Bundan öte; sinyallerin daha da yaygınlaşıp tüm halkın algısına erişmesi ve daha güçlü dönüştürücü etkinlik kazanması. Yani “ak mı, kara mı?” neyin ne olduğu konusunda daha çabuk karar vermek ve saf tutmak!
Bozuk düzende sağlam çark olmazsa, bu pisliği biz temizleyeceksek! Nerede saf tutacağız? Elbette ki; özgürlük, barış, demokrasi ve emekten yana olanlarla birlikte saf tutacağız. Her şey gün gibi ortada! Yıllardır yandaşları ile işbirlik; eğitimden sağlığa, emniyetinden bayındırlığına devletin her kademesinde palazlananlar, erketecilik konumunda “Hırsız var!” diye feveran ederek halkı da galeyana getirdiyse,” hırsızın suçu erketeciden çok daha fazla” gibi ayrıcalıklı sözler söylemenin bir anlamı olmaz. Bunlar külliyen hırsız.
Sabahın köründen gecenin yarısına kadar iflahı sökülürcesine çalışıp da aldığı maaşı ile kibrit kutusunu bile dolduramayanlar, kendilerinden kesilen vergilerin ayakkabı kutuları ve şifreli çelik kasaların içinde hırsızların yatak odalarına etejer dolgusu olduğunu anladıkları şu günlerde ampul patlamıştır. Ampul patlamış, her yer aydınlanmıştır. Tersine bir durum yani!

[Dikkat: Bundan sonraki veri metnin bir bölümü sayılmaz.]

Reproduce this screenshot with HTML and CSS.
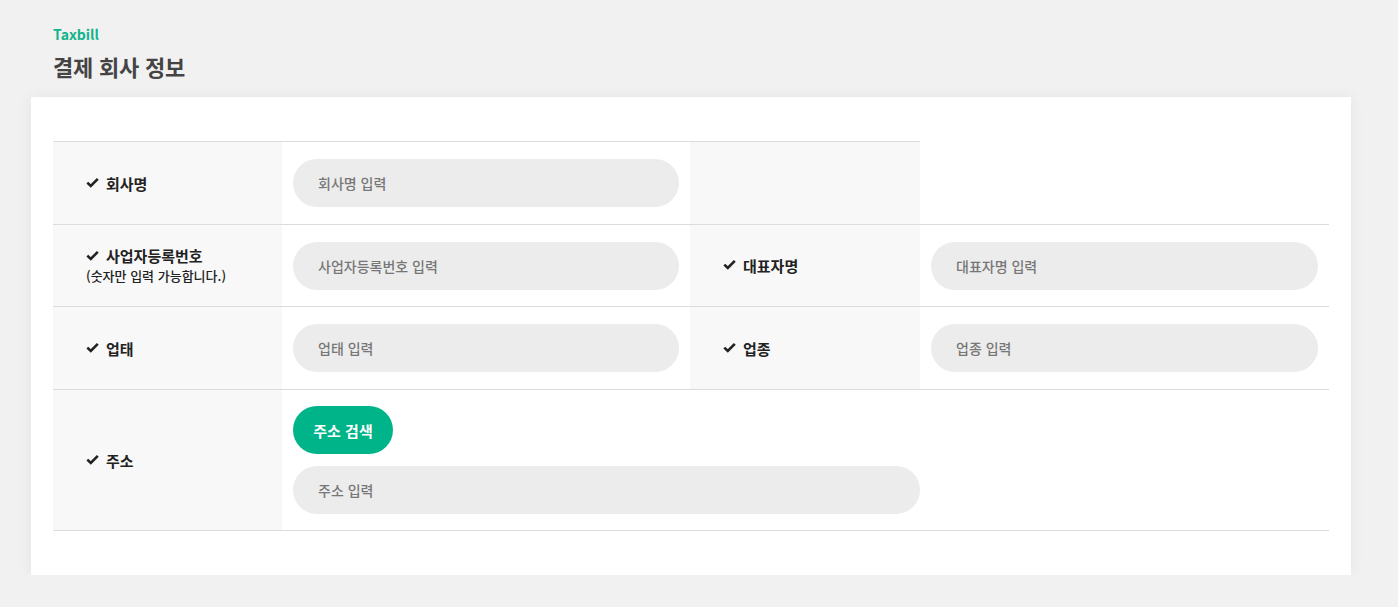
FILE: index.html
```html
<!DOCTYPE html>
<html lang="ko">
<head>
<meta charset="utf-8">
<title>결제 회사 정보</title>
<link rel="stylesheet" href="styles.css">
</head>
<body>
<div class="page">
  <header class="head">
    <div class="brand">Taxbill</div>
    <h1 class="title">결제 회사 정보</h1>
  </header>
  <section class="card">
    <div class="grid">
      <div class="lbl top"><span class="ck"><svg viewBox="0 0 13 11" width="13" height="11"><polyline points="1.3,5.6 4.8,9 11.8,1.8" fill="none" stroke="#222" stroke-width="2.6"/></svg></span>회사명</div>
      <div class="val top"><div class="inp">회사명 입력</div></div>
      <div class="lbl top"></div>
      <div class="blank"></div>

      <div class="lbl lbl2line"><div><span class="ck"><svg viewBox="0 0 13 11" width="13" height="11"><polyline points="1.3,5.6 4.8,9 11.8,1.8" fill="none" stroke="#222" stroke-width="2.6"/></svg></span>사업자등록번호<br><span class="sub">(숫자만 입력 가능합니다.)</span></div></div>
      <div class="val"><div class="inp">사업자등록번호 입력</div></div>
      <div class="lbl"><span class="ck"><svg viewBox="0 0 13 11" width="13" height="11"><polyline points="1.3,5.6 4.8,9 11.8,1.8" fill="none" stroke="#222" stroke-width="2.6"/></svg></span>대표자명</div>
      <div class="val"><div class="inp">대표자명 입력</div></div>

      <div class="lbl"><span class="ck"><svg viewBox="0 0 13 11" width="13" height="11"><polyline points="1.3,5.6 4.8,9 11.8,1.8" fill="none" stroke="#222" stroke-width="2.6"/></svg></span>업태</div>
      <div class="val"><div class="inp">업태 입력</div></div>
      <div class="lbl"><span class="ck"><svg viewBox="0 0 13 11" width="13" height="11"><polyline points="1.3,5.6 4.8,9 11.8,1.8" fill="none" stroke="#222" stroke-width="2.6"/></svg></span>업종</div>
      <div class="val"><div class="inp">업종 입력</div></div>

      <div class="lbl last"><span class="ck"><svg viewBox="0 0 13 11" width="13" height="11"><polyline points="1.3,5.6 4.8,9 11.8,1.8" fill="none" stroke="#222" stroke-width="2.6"/></svg></span>주소</div>
      <div class="val last addr">
        <button class="btn" type="button">주소 검색</button>
        <div class="inp wide">주소 입력</div>
      </div>
    </div>
  </section>
</div>
</body>
</html>
```

FILE: styles.css
```css
* { box-sizing: border-box; }
html, body { margin: 0; padding: 0; }
body {
  background: #f1f1f1;
  font-family: "Noto Sans CJK KR", "Noto Sans", sans-serif;
  color: #222;
}
.page {
  padding: 0 47px 0 31px;
}
.head {
  padding: 24px 0 0 22px;
  height: 97px;
}
.brand {
  font-size: 14px;
  font-weight: 700;
  color: #11b48b;
  line-height: 20px;
}
.title {
  margin: 8px 0 0;
  font-size: 22px;
  font-weight: 700;
  color: #444;
  line-height: 28px;
  letter-spacing: -0.2px;
}
.card {
  background: #fff;
  box-shadow: 0 0 14px rgba(0,0,0,0.06);
  padding: 44px 22px 44px;
  height: 478px;
}
.grid {
  display: grid;
  grid-template-columns: 229px 408px 230px 409px;
  grid-template-rows: 83px 82px 83px 142px;
}
.lbl, .val {
  border-top: 1px solid #dcdcdc;
}
.blank { background: #fff; }
.lbl {
  background: #f8f8f8;
  padding-left: 33px;
  display: flex;
  align-items: center;
  font-size: 15px;
  font-weight: 700;
  color: #222;
}
.ck {
  display: inline-block;
  width: 20px;
  line-height: 0;
  position: relative;
  top: -1px;
}
.lbl2line > div { line-height: 19px; }
.sub {
  font-size: 13px;
  font-weight: 500;
  color: #222;
}
.val {
  background: #fff;
  padding: 0 11px;
  display: flex;
  align-items: center;
}
.last { border-bottom: 1px solid #dcdcdc; }
.addr {
  grid-column: 2 / 5;
  flex-direction: column;
  align-items: flex-start;
  justify-content: center;
  gap: 12px;
}
.inp {
  width: 100%;
  height: 48px;
  border-radius: 24px;
  background: #ececec;
  padding-left: 25px;
  display: flex;
  align-items: center;
  font-size: 14px;
  font-weight: 500;
  color: #777;
}
.inp.wide { width: 627px; }
.btn {
  width: 100px;
  height: 48px;
  border: 0;
  border-radius: 24px;
  background: #00b48a;
  color: #fff;
  font-family: inherit;
  font-size: 15px;
  font-weight: 700;
  padding: 0;
}
```
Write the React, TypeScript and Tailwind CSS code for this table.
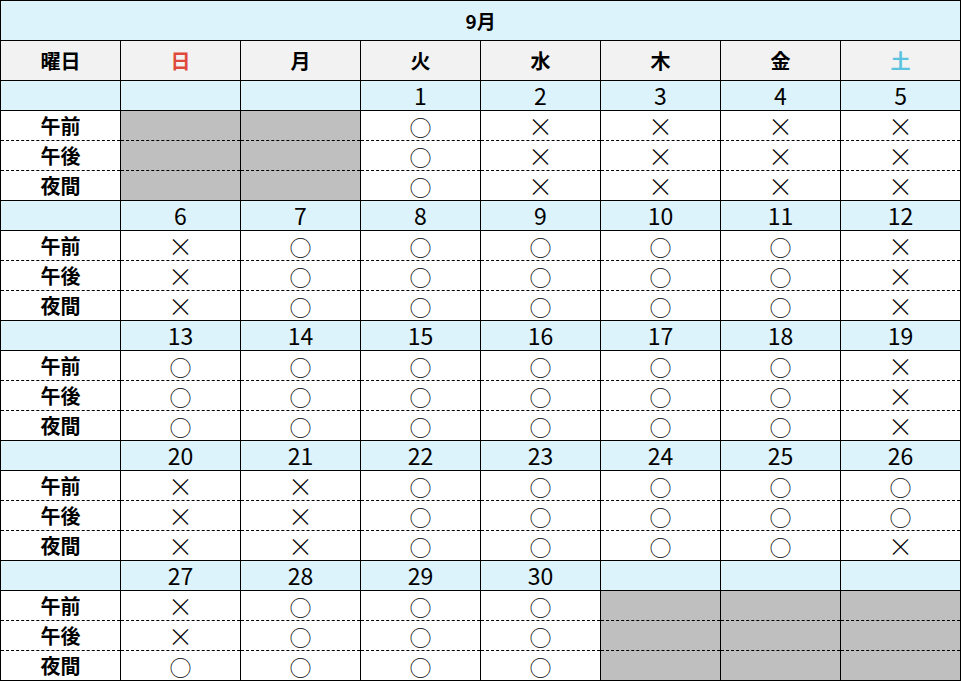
import React from "react";

type Mark = "o" | "x";

type Week = {
  dates: (number | null)[];
  // per day: [午前, 午後, 夜間], null = closed (gray)
  slots: (Mark[] | null)[];
};

const O: Mark[] = ["o", "o", "o"];
const X: Mark[] = ["x", "x", "x"];

const weeks: Week[] = [
  { dates: [null, null, 1, 2, 3, 4, 5], slots: [null, null, O, X, X, X, X] },
  { dates: [6, 7, 8, 9, 10, 11, 12], slots: [X, O, O, O, O, O, X] },
  { dates: [13, 14, 15, 16, 17, 18, 19], slots: [O, O, O, O, O, O, X] },
  { dates: [20, 21, 22, 23, 24, 25, 26], slots: [X, X, O, O, O, O, ["o", "o", "x"]] },
  { dates: [27, 28, 29, 30, null, null, null], slots: [["x", "x", "o"], O, O, O, null, null, null] },
];

const days = ["日", "月", "火", "水", "木", "金", "土"];
const labels = ["午前", "午後", "夜間"];

const font = { fontFamily: '"Noto Sans CJK JP", "Noto Sans", sans-serif' };

// fixed-height box so the glyph boxes never stretch the 30px rows
function Box({ children, className = "" }: { children?: React.ReactNode; className?: string }) {
  return <div className={`flex h-[22px] items-center justify-center leading-none ${className}`}>{children}</div>;
}

function Symbol({ m }: { m: Mark }) {
  if (m === "o") return <span className="text-[22px] font-light">○</span>;
  return <span className="text-[25px] font-extralight">×</span>;
}

export default function App() {
  return (
    <div className="w-[961px] h-[681px] bg-white text-black" style={font}>
      <table className="w-[961px] table-fixed border-collapse">
        <colgroup>
          <col className="w-[120px]" />
          {days.map((d) => (
            <col key={d} className="w-[120px]" />
          ))}
        </colgroup>
        <tbody>
          <tr className="h-[40px]">
            <td colSpan={8} className="border border-black bg-[#ddf3fb]">
              <Box className="text-[19px] font-bold">9月</Box>
            </td>
          </tr>
          <tr className="h-[40px]">
            <td className="border border-black bg-[#f2f2f2]">
              <Box className="text-[20px] font-bold">曜日</Box>
            </td>
            {days.map((d, i) => (
              <td key={d} className="border border-black bg-[#f2f2f2]">
                <Box
                  className={
                    "text-[20px] font-bold " + (i === 0 ? "text-[#e0483a]" : i === 6 ? "text-[#5bc3e0]" : "")
                  }
                >
                  {d}
                </Box>
              </td>
            ))}
          </tr>
          {weeks.map((w, wi) => (
            <React.Fragment key={wi}>
              <tr className="h-[30px]">
                <td className="border border-black bg-[#ddf3fb]" />
                {w.dates.map((d, di) => (
                  <td key={di} className="border border-black bg-[#ddf3fb]">
                    <Box className="text-[23px] font-normal">{d ?? ""}</Box>
                  </td>
                ))}
              </tr>
              {labels.map((lab, li) => {
                const bt = li === 0 ? "" : "[border-top-style:dashed]";
                const bb = li === 2 ? "" : "[border-bottom-style:dashed]";
                return (
                  <tr key={lab} className="h-[30px]">
                    <td className={`border border-black ${bt} ${bb}`}>
                      <Box className="text-[20px] font-bold">{lab}</Box>
                    </td>
                    {w.slots.map((s, di) => (
                      <td key={di} className={`border border-black ${bt} ${bb} ${s ? "" : "bg-[#bfbfbf]"}`}>
                        {s ? (
                          <Box>
                            <Symbol m={s[li]} />
                          </Box>
                        ) : null}
                      </td>
                    ))}
                  </tr>
                );
              })}
            </React.Fragment>
          ))}
        </tbody>
      </table>
    </div>
  );
}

Bize aydınlık dolu günler gerekiyor! O zaman bunu sürekli kılacak bir uğraşa girişelim! Başta, külliyen hırsızlardan uzak duralım. Fakan onların ne menem şeyler oldukları konusunda eksik bir laf etmeyelim. Uçan tekmecisiyle, kaçan oğulcuğuyla bozuk düzende çarkını döndürmek isteyen devletin başı ve hanedanına “yoksulluk, yolsuzluk ve zulme karşı adalet” şiarımızı daha da yükseltelim.
Önümüzdeki yerel seçimler, uzun erimli mücadelenin önemli bir sınavıdır. Saflarımızı ona göre belirlemeliyiz. Sersem sepelek ortalıkta dolanmanın ve ağzımızı bozarak “........ senin çarkına!” diye ilenmenin, aydınlık günlere ulaşmamız için bir gıdım faydası olmayacağını da mutlaka biliyoruz.
Bu yazıyı okuyup da halen “hayırlara vesile olsun!” diye yorumlayanlara, bir hatırlatma yapayım: Efendim, o laf 17 aralıktan bu yana epey bir değişikliğe uğradı, “hayırlara fasulye olsun!” diye söylenir oldu.